Let $f : \mathbb{R} \rightarrow \mathbb{R}$ be continuous, bounded and consider $$ I(x) = \int_{-\infty}^{\infty} e^{-|y-x|} f(y) dy, \quad x \in \mathbb{R}. $$
What is the rigorous way of differentiating $I(x)$?
Some thoughts:
According to this book, if $( \Omega, \mathcal{F}, \mu)$ is a measurable space and $F : ( a, b ) \times \Omega \rightarrow \mathbb{R}$ is such that: $$ \int_{ \Omega } |F(x,y)| \mu (dy) < \infty \quad \forall x \in (a,b), \tag{1} $$
$$ x \mapsto F(x,y) \quad \text{is differentiable} \quad \forall y \in \Omega; \tag{2} $$
$$|\partial_x F(x,y)| \leq g(y) \quad \forall (x,y) \in (a,b) \times \Omega \quad \text{with} \quad \int_{\Omega}|g(y)| \mu(dy) < \infty; \tag{3}$$
then $$ \frac{d}{dx} I(x) = \frac{d}{dx} \int_{ \Omega } F(x,y) \mu(dy) = \int_{ \Omega } \frac{d}{dx} F(x,y) \mu(dy). $$
$(1)$ is fulfilled for $I(x)$. But for every fixed $y$ the function $x \mapsto e^{|y-x|} f(y)$ is not differenitable at $x = y$, we can therefore rewrite $$ I(x) = \int_{-\infty}^{\infty} e^{-|y-x|} f(y) dy = \int_{-\infty}^{x} e^{(y-x)} f(y) dy + \int_{x}^{\infty} e^{(x-y)} f(y) dy. $$ Now, for every $y$ the functions $x \mapsto e^{(y-x)} f(y)$ and $x \mapsto e^{(x-y)} f(y)$ are differentiable, but the limits of integration depend on $x$. Is it somehow possible to proceed? And what would be a proper choice of $g$? If there is some other result that can be applied, I would kindly ask for a reference.

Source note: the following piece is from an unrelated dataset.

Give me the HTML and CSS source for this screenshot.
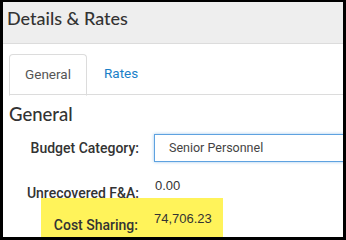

In this particular case, you don't anything deep. You have $$ I(x) = \int_{-\infty}^{x} e^{(y-x)} f(y) dy + \int_{x}^{\infty} e^{(x-y)} f(y) dy=e^{-x}\int_{-\infty}^{x} e^{y} f(y) dy + e^x\int_{x}^{\infty} e^{-y} f(y) dy. $$ Now you can differentiate as a product and use the Fundamental Theorem of Calculus: \begin{align} I'(x)&=-e^{-x}\int_{-\infty}^{x} e^{y} f(y) dy+e^{-x}e^xf (x)+e^x\int_x^{\infty} e^{-y} f(y) dy-e^xe^{-x}f (x)\\ \ \\ &=-e^{-x}\int_{-\infty}^{x} e^{y} f(y) dy+e^x\int_x^{\infty} e^{-y} f(y) dy\\ \ \\ &=-\int_{-\infty}^{x} e^{y-x} f(y) dy+\int_x^{\infty} e^{-(y-x)} f(y) dy. \end{align} If you prefer to use the result you quoted, you can take $g (y)=e^{-|y|+c} $, with $c=\max (a,b) $.